:: What this task involves ::
Collect all lines below with the string "components".

:: Dataset extract ::
start

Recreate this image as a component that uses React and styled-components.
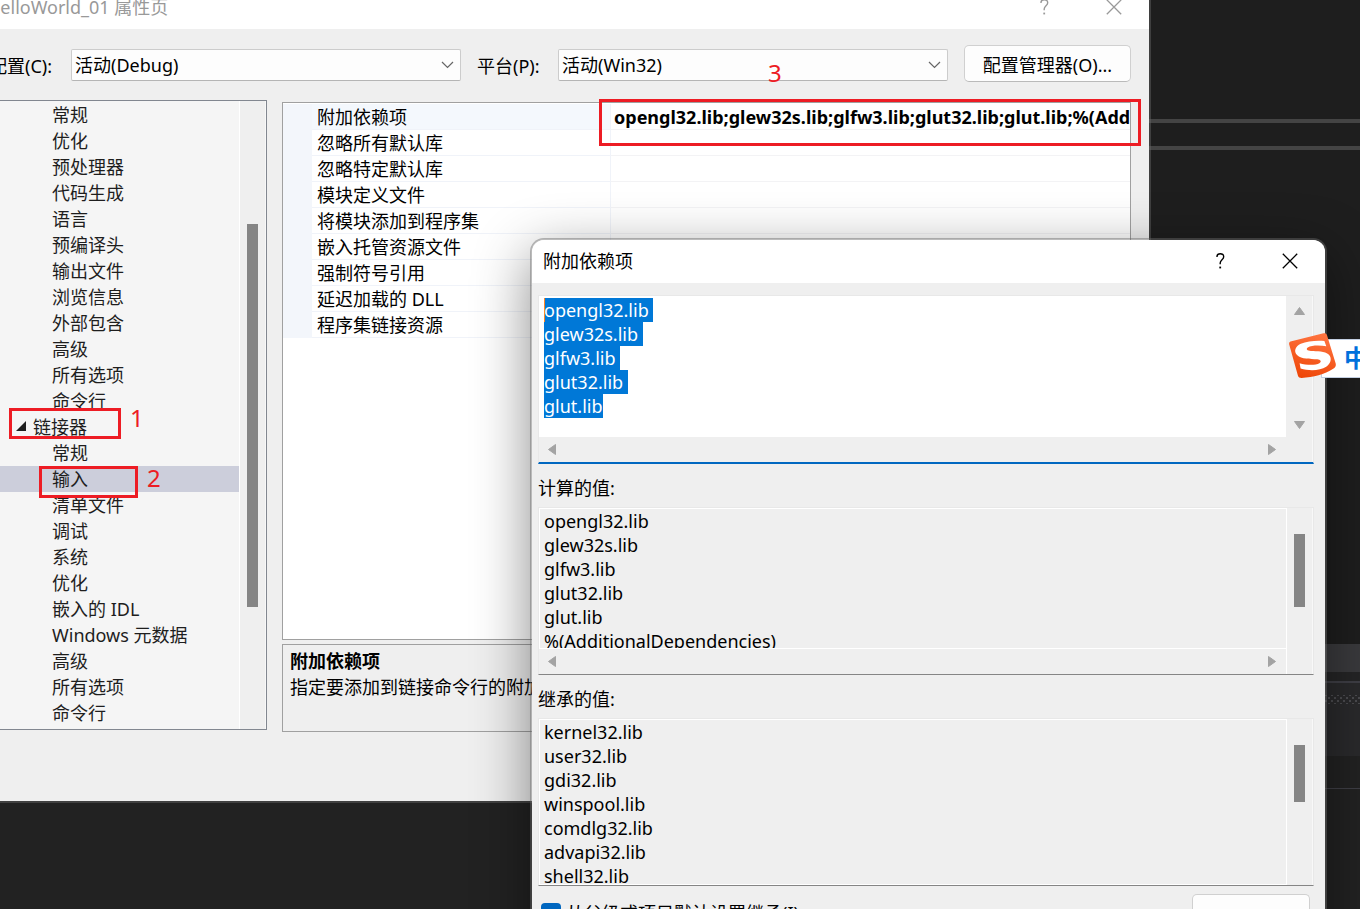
import { useEffect, useRef } from "react";
import styled, { createGlobalStyle } from "styled-components";

const treeItems = [
  "常规", "优化", "预处理器", "代码生成", "语言", "预编译头", "输出文件", "浏览信息",
  "外部包含", "高级", "所有选项", "命令行",
  { name: "链接器", root: true, step: 1 },
  "常规",
  { name: "输入", selected: true, step: 2 },
  "清单文件", "调试", "系统", "优化", "嵌入的 IDL", "Windows 元数据", "高级", "所有选项", "命令行",
].map(item => (typeof item === "string" ? { name: item } : item))

const properties = [
  { name: "附加依赖项", value: "opengl32.lib;glew32s.lib;glfw3.lib;glut32.lib;glut.lib;%(AdditionalDependencies)" },
  { name: "忽略所有默认库" },
  { name: "忽略特定默认库" },
  { name: "模块定义文件" },
  { name: "将模块添加到程序集" },
  { name: "嵌入托管资源文件" },
  { name: "强制符号引用" },
  { name: "延迟加载的 DLL" },
  { name: "程序集链接资源" },
]

const editedLibs = ["opengl32.lib", "glew32s.lib", "glfw3.lib", "glut32.lib", "glut.lib"]
const computedLibs = [...editedLibs, "%(AdditionalDependencies)"]
const inheritedLibs = ["kernel32.lib", "user32.lib", "gdi32.lib", "winspool.lib", "comdlg32.lib", "advapi32.lib", "shell32.lib"]

const GlobalStyle = createGlobalStyle`
  * {
    box-sizing: border-box;
  }
  body {
    margin: 0;
    overflow: hidden;
    background: #1e1e1e;
  }
  body, button, select, textarea, input {
    font-family: "Noto Sans", "Noto Sans CJK SC", sans-serif;
    font-size: 18px;
    color: #000;
  }
`

const Desktop = styled.div`
  position: relative;
  height: 100vh;
  overflow: hidden;
  background: #1e1e1e;
`

/* editor behind the dialogs */
const Band = styled.div`
  height: ${props => props.$height}px;
  background: ${props => props.$color};
`
const Dots = styled.div`
  height: 9px;
  background:
    radial-gradient(#4c4c50 1px, transparent 1px) 0 0 / 6px 6px,
    radial-gradient(#4c4c50 1px, transparent 1px) 3px 3px / 6px 6px,
    #2a2a2c;
`

const Window = styled.section`
  position: absolute;
  top: ${props => props.$top}px;
  left: ${props => props.$left}px;
  right: ${props => props.$right}px;
  border: 2px solid rgba(105, 105, 105, 0.45);
  border-radius: 14px;
  background: #efefef;
  background-clip: padding-box;
  box-shadow: ${props => (props.$active ? "0 16px 56px rgba(0, 0, 0, 0.45)" : "none")};
`
const TitleBar = styled.header`
  display: flex;
  align-items: center;
  height: 43px;
  padding: 0 0 2px ${props => props.$indent}px;
  border-radius: 12px 12px 0 0;
  background: #fff;
  color: ${props => (props.$active ? "#000" : "#999")};
`
const Title = styled.h1`
  flex: 1;
  margin: 0;
  font-size: 18px;
  font-weight: 400;
  line-height: 26px;
  white-space: nowrap;
`
const TitleButton = styled.button`
  display: flex;
  align-items: center;
  justify-content: center;
  width: 70px;
  height: 40px;
  padding: 0;
  border: 0;
  background: none;
  color: inherit;
`

const WindowBody = styled.div`
  padding: 16px 18px 69px 19px;
`
const Toolbar = styled.div`
  display: flex;
  align-items: center;
  gap: 16px;
  height: 40px;
`
const ToolbarLabel = styled.label`
  width: ${props => props.$width}px;
  white-space: nowrap;
`
const SelectBox = styled.div`
  position: relative;
  flex: 1;
  svg {
    position: absolute;
    right: 7px;
    top: 11px;
    pointer-events: none;
  }
`
const Select = styled.select`
  appearance: none;
  display: block;
  width: 100%;
  height: 32px;
  padding: 0 24px 0 3px;
  border: 1px solid #ccc;
  border-bottom-color: #b5b5b5;
  border-radius: 2px;
  background: #fdfdfd;
`
const Button = styled.button`
  align-self: flex-start;
  width: ${props => props.$width}px;
  height: 37px;
  padding: 0;
  border: 1px solid #d0d0d0;
  border-bottom-color: #bababa;
  border-radius: 5px;
  background: #fdfdfd;
  white-space: nowrap;
`

const Columns = styled.div`
  display: flex;
  align-items: flex-start;
  gap: 15px;
  margin-top: 15px;
`
const Tree = styled.div`
  display: flex;
  flex: none;
  width: 278px;
  border: 1px solid #828790;
  background: #f5f5f5;
`
const TreeList = styled.ul`
  flex: 1;
  margin: 0;
  padding: 1px 0 3px;
  list-style: none;
`
const TreeItem = styled.li`
  position: relative;
  display: flex;
  align-items: center;
  gap: 7px;
  height: 26px;
  padding: 0 0 2px ${props => (props.$root ? 26 : 62)}px;
  background: ${props => (props.$selected ? "#cccedb" : "transparent")};
  color: #1e1e1e;
  white-space: nowrap;
`

const ScrollTrack = styled.div`
  display: flex;
  flex-direction: column;
  align-items: center;
  width: 27px;
  border-left: 1px solid ${props => (props.$plain ? "#efefef" : "#fff")};
  border-right: 1px solid #f8f8f8;
  background: #efefef;
`
const Thumb = styled.div`
  width: 11px;
  height: ${props => props.$height}px;
  margin-top: ${props => props.$offset}px;
  background: #858585;
`

const Details = styled.div`
  position: relative;
  flex: 1;
  min-width: 0;
  padding-top: 2px;
`
const GridPanel = styled.div`
  height: 538px;
  padding-top: 1px;
  border: 1px solid #a0a0a0;
  background: #fff;
  overflow: hidden;
`
const Grid = styled.table`
  width: 100%;
  table-layout: fixed;
  border-collapse: separate;
  border-spacing: 0;
`
const Gutter = styled.td`
  width: 29px;
  padding: 0;
  background: #f3f6fb;
`
const NameCell = styled.th`
  width: 299px;
  height: 26px;
  padding: 2px 0 0 5px;
  border-right: 1px solid #f0f3f9;
  border-bottom: 1px solid #f0f3f9;
  background: ${props => (props.$selected ? "#f4f8fd" : "#fff")};
  font-weight: 400;
  line-height: 23px;
  text-align: left;
  white-space: nowrap;
`
const ValueCell = styled.td`
  padding: 2px 0 0 3px;
  border-bottom: 1px solid #f3f3f5;
  font-weight: 700;
  line-height: 23px;
  white-space: nowrap;
  overflow: hidden;
`
const Description = styled.div`
  height: 88px;
  margin-top: 4px;
  padding: 3px 7px;
  border: 1px solid #a0a0a0;
  line-height: 26px;
  white-space: nowrap;
  overflow: hidden;
  p {
    margin: 0;
  }
`

/* red pen marks */
const Mark = styled.span`
  position: absolute;
  top: ${props => props.$top}px;
  left: ${props => props.$left}px;
  right: ${props => props.$right}px;
  height: ${props => props.$height}px;
  border: 3px solid #ed1c24;
  z-index: 1;
`
const Step = styled.span`
  position: absolute;
  top: ${props => props.$top}px;
  left: ${props => props.$left}px;
  color: #ed1c24;
  font-size: 24px;
  line-height: 32px;
  z-index: 1;
`

const DialogBody = styled.div`
  padding: 12px 11px 24px 6px;
`
const Box = styled.div`
  display: grid;
  grid-template-columns: minmax(0, 1fr) 27px;
  border: 1px solid #e8e8e8;
  border-bottom: ${props => (props.$focused ? "2px solid #0067c0" : "1px solid #858585")};
  background: #efefef;
`
const TextWrap = styled.div`
  position: relative;
  border-left: 1px solid #fff;
  border-top: 1px solid #fff;
  border-bottom: 1px solid #fff;
`
const TextArea = styled.textarea`
  display: block;
  width: 100%;
  height: ${props => props.$height}px;
  padding: ${props => (props.$focused ? 1 : 0)}px 4px 0;
  border: 0;
  outline: 0;
  resize: none;
  overflow: hidden;
  background: ${props => (props.$focused ? "#fff" : "#efefef")};
  line-height: 24px;
  white-space: pre;
  &::selection {
    background: #0078d7;
    color: #fff;
  }
`
const Caret = styled.span`
  position: absolute;
  top: 1px;
  left: 4px;
  width: 1px;
  height: 24px;
  background: #ff8728;
`
const HScroll = styled.div`
  grid-column: 1;
  display: flex;
  align-items: center;
  justify-content: space-between;
  height: 25px;
  padding: 0 9px 0 8px;
`
const VScroll = styled(ScrollTrack)`
  grid-column: 2;
  grid-row: ${props => (props.$tall ? "1 / 3" : "1")};
`
const Arrows = styled.div`
  display: flex;
  flex-direction: column;
  justify-content: space-between;
  height: 142px;
  padding: 10px 0 8px;
`
const FieldLabel = styled.label`
  display: block;
  padding: 11px 0 6px;
  line-height: 26px;
`
const Footer = styled.div`
  display: flex;
  align-items: center;
  justify-content: space-between;
  padding: 8px 4px 0 3px;
`
const CheckLabel = styled.label`
  display: flex;
  align-items: center;
  gap: 5px;
  line-height: 26px;
`
const CheckWrap = styled.span`
  position: relative;
  display: flex;
  svg {
    position: absolute;
    left: 4px;
    top: 5px;
    pointer-events: none;
  }
`
const Checkbox = styled.input`
  appearance: none;
  width: 20px;
  height: 20px;
  margin: 0;
  border-radius: 4px;
  background: #0067c0;
`

const ImeBar = styled.aside`
  position: absolute;
  top: 333px;
  right: 0;
  display: flex;
  align-items: flex-start;
  width: 71px;
  svg {
    position: relative;
    flex: none;
    z-index: 1;
  }
`
const ImeMode = styled.div`
  flex: none;
  width: 52px;
  height: 39px;
  margin: 6px 0 0 -16px;
  padding-left: 22px;
  border: 1px solid #c3cfe2;
  background: #fff;
  color: #0070dc;
  font-size: 24px;
  font-weight: 700;
  line-height: 36px;
`

const CloseIcon = () => (
  <svg width="16" height="16" viewBox="0 0 16 16" fill="none" stroke="currentColor" strokeWidth="1.3">
    <path d="M0.8 0.8L15.2 15.2M15.2 0.8L0.8 15.2" />
  </svg>
)

const HelpIcon = () => (
  <svg width="9" height="16" viewBox="0 0 9 16" fill="none" stroke="currentColor" strokeWidth="1.4">
    <path d="M1 4V3.4C1 1.8 2.4 0.8 4.3 0.8C6.3 0.8 7.7 2 7.7 3.8C7.7 6.6 4.2 7 4.2 10V11.2" />
    <path d="M4.2 13.6V15.4" strokeWidth="1.8" />
  </svg>
)

const Chevron = () => (
  <svg width="13" height="10" viewBox="0 0 13 10" fill="none" stroke="#666" strokeWidth="1.2">
    <path d="M1 2L6.5 7.5L12 2" />
  </svg>
)

const arrowPaths = {
  up: "M5.5 1.5L10.5 8.5H0.5Z",
  down: "M0.5 1.5H10.5L5.5 8.5Z",
  left: "M8.5 0.5V10.5L1.5 5.5Z",
  right: "M1.5 0.5V10.5L8.5 5.5Z",
}
const Arrow = ({ dir }) => {
  const vertical = dir === "up" || dir === "down"
  return (
    <svg
      width={vertical ? 11 : 10}
      height={vertical ? 10 : 11}
      viewBox={vertical ? "0 0 11 10" : "0 0 10 11"}
      fill="#a3a3a3"
      stroke="#a3a3a3"
      strokeLinejoin="round"
    >
      <path d={arrowPaths[dir]} />
    </svg>
  )
}

const SogouLogo = () => (
  <svg width="48" height="46" viewBox="0 0 48 46">
    <defs>
      <linearGradient id="sogou" x1="0.6" y1="0" x2="0.3" y2="1">
        <stop offset="0" stopColor="#ff7440" />
        <stop offset="1" stopColor="#ee4607" />
      </linearGradient>
    </defs>
    <path
      d="M2.5 8.2L34.5 0.3C36.2 0 37.4 0.6 38 2.2L46.7 30.5C47.2 33 46.3 34.3 44.2 35.8C35.5 41.5 24.5 44.4 12.6 45C10.6 45 9.5 44.4 8.9 42.6L0.2 11.5C-0.2 9.7 0.6 8.6 2.5 8.2Z"
      fill="url(#sogou)"
    />
    <path
      d="M35.4 7.9L37.3 13.2C31 12.2 22.5 12.1 18.8 14.4C16.6 16 18.1 17.7 22 17.9C28 18.2 35.8 17.6 40 21.7C43.2 25.2 41.8 30.6 37.2 33.8C31.2 37.8 20 38 11.6 35.6L10.6 30.2C17 32 26.2 32.6 30.4 30.2C33 28.6 31.6 26.6 28.2 26.3C21.2 25.8 12.6 26.4 8 22C4.4 18.4 6.3 13.4 11.8 10.8C18 7.9 27.4 7.4 35.4 7.9Z"
      fill="#fff"
    />
  </svg>
)

const WindowTitle = ({ children, active, indent }) => (
  <TitleBar $active={active} $indent={indent}>
    <Title>{children}</Title>
    <TitleButton type="button" aria-label="帮助"><HelpIcon /></TitleButton>
    <TitleButton type="button" aria-label="关闭"><CloseIcon /></TitleButton>
  </TitleBar>
)

const PropertyPages = () => (
  <Window $top={-16} $left={-32} $right={209}>
    <WindowTitle indent={17}>HelloWorld_01 属性页</WindowTitle>
    <WindowBody>
      <Toolbar>
        <ToolbarLabel htmlFor="config" $width={66}>配置(C):</ToolbarLabel>
        <SelectBox>
          <Select id="config"><option>活动(Debug)</option></Select>
          <Chevron />
        </SelectBox>
        <ToolbarLabel htmlFor="platform" $width={65}>平台(P):</ToolbarLabel>
        <SelectBox>
          <Select id="platform"><option>活动(Win32)</option></Select>
          <Chevron />
        </SelectBox>
        <Button type="button" $width={167}>配置管理器(O)...</Button>
      </Toolbar>
      <Columns>
        <Tree>
          <TreeList>
            {treeItems.map((item, index) => (
              <TreeItem key={index} $root={item.root} $selected={item.selected}>
                {item.root && (
                  <svg width="10" height="10" viewBox="0 0 10 10"><path d="M10 0V10H0Z" fill="#1e1e1e" /></svg>
                )}
                {item.name}
                {item.step === 1 && (
                  <>
                    <Mark $top={-6} $left={19} $right={118} $height={31} />
                    <Step $top={-12} $left={140}>1</Step>
                  </>
                )}
                {item.step === 2 && (
                  <>
                    <Mark $top={0} $left={49} $right={101} $height={32} />
                    <Step $top={-4} $left={157}>2</Step>
                  </>
                )}
              </TreeItem>
            ))}
          </TreeList>
          <ScrollTrack>
            <Thumb $height={383} $offset={123} />
          </ScrollTrack>
        </Tree>
        <Details>
          <GridPanel>
            <Grid>
              <tbody>
                {properties.map((property, index) => (
                  <tr key={property.name}>
                    <Gutter />
                    <NameCell scope="row" $selected={index === 0}>{property.name}</NameCell>
                    <ValueCell>{property.value}</ValueCell>
                  </tr>
                ))}
              </tbody>
            </Grid>
          </GridPanel>
          <Description>
            <p><b>附加依赖项</b></p>
            <p>指定要添加到链接命令行的附加项。</p>
          </Description>
          <Mark $top={-1} $left={317} $right={-10} $height={47} />
          <Step $top={-43} $left={486}>3</Step>
        </Details>
      </Columns>
    </WindowBody>
  </Window>
)

const DependenciesDialog = () => {
  const editor = useRef(null)

  useEffect(() => {
    editor.current.focus()
    editor.current.select()
  }, [])

  return (
    <Window $active $top={238} $left={530} $right={33}>
      <WindowTitle active indent={11}>附加依赖项</WindowTitle>
      <DialogBody>
        <Box $focused>
          <TextWrap>
            <TextArea
              ref={editor}
              $focused
              $height={139}
              aria-label="附加依赖项"
              spellCheck={false}
              defaultValue={editedLibs.join("\n")}
            />
            <Caret />
          </TextWrap>
          <VScroll $tall $plain>
            <Arrows>
              <Arrow dir="up" />
              <Arrow dir="down" />
            </Arrows>
          </VScroll>
          <HScroll>
            <Arrow dir="left" />
            <Arrow dir="right" />
          </HScroll>
        </Box>
        <FieldLabel htmlFor="computed">计算的值:</FieldLabel>
        <Box>
          <TextWrap>
            <TextArea id="computed" readOnly $height={139} spellCheck={false} value={computedLibs.join("\n")} />
          </TextWrap>
          <VScroll $tall>
            <Thumb $height={73} $offset={26} />
          </VScroll>
          <HScroll>
            <Arrow dir="left" />
            <Arrow dir="right" />
          </HScroll>
        </Box>
        <FieldLabel htmlFor="inherited">继承的值:</FieldLabel>
        <Box>
          <TextWrap>
            <TextArea id="inherited" readOnly $height={164} spellCheck={false} value={inheritedLibs.join("\n")} />
          </TextWrap>
          <VScroll>
            <Thumb $height={57} $offset={26} />
          </VScroll>
        </Box>
        <Footer>
          <CheckLabel>
            <CheckWrap>
              <Checkbox type="checkbox" defaultChecked />
              <svg width="12" height="10" viewBox="0 0 12 10" fill="none" stroke="#fff" strokeWidth="1.5">
                <path d="M1 5L4.5 8.5L11 1.5" />
              </svg>
            </CheckWrap>
            从父级或项目默认设置继承(I)
          </CheckLabel>
          <Button type="button" aria-label="宏" $width={118} />
        </Footer>
      </DialogBody>
    </Window>
  )
}

const App = () => {
  return (
    <Desktop>
      <GlobalStyle />
      <Band $height={119} $color="#1e1e1e" />
      <Band $height={4} $color="#444" />
      <Band $height={23} $color="#1e1e1e" />
      <Band $height={4} $color="#444" />
      <Band $height={494} $color="#1e1e1e" />
      <Band $height={28} $color="#3a3a3d" />
      <Band $height={9} $color="#252526" />
      <Band $height={2} $color="#3f3f46" />
      <Band $height={12} $color="#2a2a2c" />
      <Dots />
      <Band $height={52} $color="#2a2a2c" />
      <Band $height={32} $color="#222" />
      <Band $height={1} $color="#3f3f46" />
      <Band $height={120} $color="#222" />
      <PropertyPages />
      <DependenciesDialog />
      <ImeBar>
        <SogouLogo />
        <ImeMode>中</ImeMode>
      </ImeBar>
    </Desktop>
  );
}

export default App;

end

:: Correct response ::
Recreate this image as a component that uses React and styled-components.
import styled, { createGlobalStyle } from "styled-components";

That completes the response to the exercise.